The first part of the book covers the period from 2011 to 2013, during which we have labored towards the professionalization of our organization and the broadening and deepening of our collective’s philosophy, as part of the ‘Overhaul’ process. What do concepts such as ‘autonomy’, ‘self-organization’, ‘collective property’ mean for us, and how can we integrate them into our vision and organization? What does subculture look like in New York, in Hamburg and in Bern? What can we learn from other spaces in Amsterdam? These questions and more have been looked at by us over the past three years as a collective, in brainstorm sessions and debates, in which people from outside our association took part alongside ourselves. Applying some recent directions in political theory, we give a critical interpretation of all these talks, tracing what notions of autonomy, self-organization and collective property might be useful in the future for OT301 and other collective projects. We close this part by making the rounds of various alternative spaces in Amsterdam, which describe their relationship to OT301, and sketch how they see themselves inside Amsterdam’s subculture, today and in the future.

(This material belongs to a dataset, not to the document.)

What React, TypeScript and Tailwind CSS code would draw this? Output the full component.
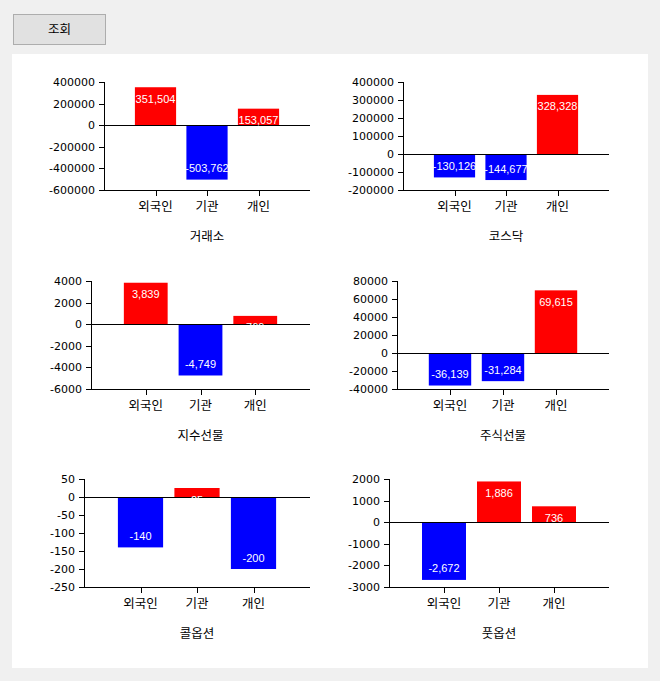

In the second part of the book we look ahead. We have approached a number of authors, artists and thinkers to elaborate a vision of the future. In what direction is society developing, what does this mean for OT301, and how can we act upon these developments?

Geert Lovink, associate professor in New Media at the University of Amsterdam, posits that claiming physical space is no longer the front line, now that modern means of communication – and control – have changed not only urban space around us, but us ourselves, as well. He calls for abandoning all forms of nostalgia, and to invent and implement progressive forms of organization. As a first proposition, Lovink himself develops his concept of ‘orgnet’.

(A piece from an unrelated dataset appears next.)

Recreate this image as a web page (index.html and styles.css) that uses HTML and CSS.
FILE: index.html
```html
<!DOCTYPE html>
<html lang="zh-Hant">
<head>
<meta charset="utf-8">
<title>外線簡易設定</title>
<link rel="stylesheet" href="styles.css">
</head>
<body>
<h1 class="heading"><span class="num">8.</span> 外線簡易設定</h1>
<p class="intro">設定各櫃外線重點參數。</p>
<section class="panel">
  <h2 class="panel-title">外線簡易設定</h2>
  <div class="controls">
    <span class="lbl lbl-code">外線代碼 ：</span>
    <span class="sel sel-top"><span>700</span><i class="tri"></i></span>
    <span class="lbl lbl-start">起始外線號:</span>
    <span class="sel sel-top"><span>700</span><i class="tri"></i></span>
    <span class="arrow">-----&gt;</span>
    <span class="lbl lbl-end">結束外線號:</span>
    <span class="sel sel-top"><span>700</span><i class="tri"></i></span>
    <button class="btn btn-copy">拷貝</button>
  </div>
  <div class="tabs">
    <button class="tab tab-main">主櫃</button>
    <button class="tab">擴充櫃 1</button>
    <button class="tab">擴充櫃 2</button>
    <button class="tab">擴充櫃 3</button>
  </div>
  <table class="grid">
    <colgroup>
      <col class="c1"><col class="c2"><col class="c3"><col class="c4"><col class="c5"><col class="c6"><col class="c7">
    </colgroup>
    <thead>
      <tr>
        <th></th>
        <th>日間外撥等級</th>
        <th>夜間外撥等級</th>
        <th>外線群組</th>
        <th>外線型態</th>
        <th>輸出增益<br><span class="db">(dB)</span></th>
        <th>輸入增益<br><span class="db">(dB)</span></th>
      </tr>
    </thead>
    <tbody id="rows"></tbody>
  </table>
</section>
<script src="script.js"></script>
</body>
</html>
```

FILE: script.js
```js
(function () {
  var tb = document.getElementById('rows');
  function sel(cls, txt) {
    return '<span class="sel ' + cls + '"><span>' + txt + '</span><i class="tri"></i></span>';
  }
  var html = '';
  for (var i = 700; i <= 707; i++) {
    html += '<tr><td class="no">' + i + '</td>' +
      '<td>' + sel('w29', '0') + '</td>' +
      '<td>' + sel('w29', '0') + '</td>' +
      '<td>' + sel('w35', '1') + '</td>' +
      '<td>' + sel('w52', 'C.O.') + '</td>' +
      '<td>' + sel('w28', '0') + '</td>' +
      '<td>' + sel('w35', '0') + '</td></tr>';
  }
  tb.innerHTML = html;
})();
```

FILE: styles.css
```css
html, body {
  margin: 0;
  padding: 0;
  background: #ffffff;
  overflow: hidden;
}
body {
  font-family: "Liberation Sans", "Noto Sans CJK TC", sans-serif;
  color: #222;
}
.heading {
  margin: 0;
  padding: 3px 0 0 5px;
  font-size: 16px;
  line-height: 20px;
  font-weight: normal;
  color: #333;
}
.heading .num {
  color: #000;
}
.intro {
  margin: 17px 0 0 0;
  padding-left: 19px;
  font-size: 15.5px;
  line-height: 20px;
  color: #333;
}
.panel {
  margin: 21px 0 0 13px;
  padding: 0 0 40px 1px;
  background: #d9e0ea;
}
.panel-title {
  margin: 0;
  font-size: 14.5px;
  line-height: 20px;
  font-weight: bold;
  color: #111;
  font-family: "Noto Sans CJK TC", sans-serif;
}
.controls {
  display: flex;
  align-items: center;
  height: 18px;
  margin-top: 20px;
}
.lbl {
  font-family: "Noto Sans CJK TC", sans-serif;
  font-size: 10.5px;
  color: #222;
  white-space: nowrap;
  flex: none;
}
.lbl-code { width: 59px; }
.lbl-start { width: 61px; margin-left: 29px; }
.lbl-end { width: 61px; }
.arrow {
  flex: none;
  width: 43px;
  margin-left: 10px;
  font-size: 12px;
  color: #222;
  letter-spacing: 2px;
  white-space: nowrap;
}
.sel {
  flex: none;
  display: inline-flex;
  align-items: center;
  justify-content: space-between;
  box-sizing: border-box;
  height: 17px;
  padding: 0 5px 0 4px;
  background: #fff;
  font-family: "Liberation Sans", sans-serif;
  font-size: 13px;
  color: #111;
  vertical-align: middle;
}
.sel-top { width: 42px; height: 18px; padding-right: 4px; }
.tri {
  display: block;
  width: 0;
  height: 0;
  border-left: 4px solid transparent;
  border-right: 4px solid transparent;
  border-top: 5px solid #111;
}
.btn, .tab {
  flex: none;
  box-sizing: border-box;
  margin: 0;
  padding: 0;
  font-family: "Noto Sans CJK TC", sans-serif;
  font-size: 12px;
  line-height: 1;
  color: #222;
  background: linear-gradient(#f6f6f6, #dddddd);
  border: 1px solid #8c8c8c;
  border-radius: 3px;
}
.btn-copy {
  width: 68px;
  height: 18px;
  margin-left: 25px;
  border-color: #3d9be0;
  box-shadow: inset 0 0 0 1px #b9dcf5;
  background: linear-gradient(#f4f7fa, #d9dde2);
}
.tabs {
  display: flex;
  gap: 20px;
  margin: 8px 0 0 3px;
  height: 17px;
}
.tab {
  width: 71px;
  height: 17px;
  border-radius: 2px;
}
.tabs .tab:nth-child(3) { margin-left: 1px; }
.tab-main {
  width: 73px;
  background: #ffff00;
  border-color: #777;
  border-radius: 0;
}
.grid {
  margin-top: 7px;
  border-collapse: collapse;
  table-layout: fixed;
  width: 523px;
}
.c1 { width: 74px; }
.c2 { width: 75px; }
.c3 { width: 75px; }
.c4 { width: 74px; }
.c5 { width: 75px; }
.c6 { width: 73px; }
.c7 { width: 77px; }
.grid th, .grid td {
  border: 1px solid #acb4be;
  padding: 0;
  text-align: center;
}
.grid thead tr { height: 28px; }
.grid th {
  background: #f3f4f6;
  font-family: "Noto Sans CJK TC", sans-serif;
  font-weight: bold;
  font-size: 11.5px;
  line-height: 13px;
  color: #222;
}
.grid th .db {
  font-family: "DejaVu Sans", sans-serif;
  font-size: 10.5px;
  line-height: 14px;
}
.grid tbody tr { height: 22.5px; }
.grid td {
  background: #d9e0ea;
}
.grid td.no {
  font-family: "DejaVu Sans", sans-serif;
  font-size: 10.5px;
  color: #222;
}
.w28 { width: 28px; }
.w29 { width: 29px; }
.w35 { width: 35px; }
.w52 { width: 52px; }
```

Writer Daniel Rovers did field research at OT301 and around, and wrote a short story. In ‘1  very big dissonance, or, how OT301 met its end’ he shows what might happen to OT301 should commercialization and gentrification advance further, but also how it could remain a dissonance within an over-regulated urban landscape.

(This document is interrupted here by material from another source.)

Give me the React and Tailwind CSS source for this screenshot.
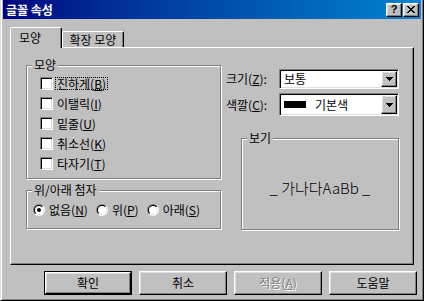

Bart Stuart and Klaar van de Lippe, an artist’s duo that have their workshop at the NDSM terrain, put the question as well what it means to have an unpolished spot like OT301 in the middle of a real estate paradise.

Finally, Elke Uitentuis, departing from her own experiences in Cairo and with the We Are Here collective, describes the effects of privatization of public space on the actions of individuals. She, too, proposes a new form within which autonomy, self-organization and collective property could find their place. 

In the third and last part of the book, the history is sketched of the Eerste Hulp Bij Kunst association and the OT301 space. It takes the reader back to the squatting in 1999, the first rental contract, and finally, the purchase of the building in 2006, and the difficult choices that the association has had to face during this period, sometimes at the cost of ideological positions. The text has been appended with short interviews with people who have been involved with the process in its diverse phases from a diversity of perspectives, including politics, the Bureau Broedplaatsen, the Triodos Bank, and with a rich selection of charts and figures from the period from 1999 to 2014. We close the book with an extensive report in images of almost fifteen years of EHBK and OT301.

This book is being published in the year that OT301 celebrates its fifteenth year. We hope it will be an inspiration for individuals and collectives who dream of a space that deviates from the standard, that is not driven by financial motives and within which autonomy, self-organization and collective property are decisive values.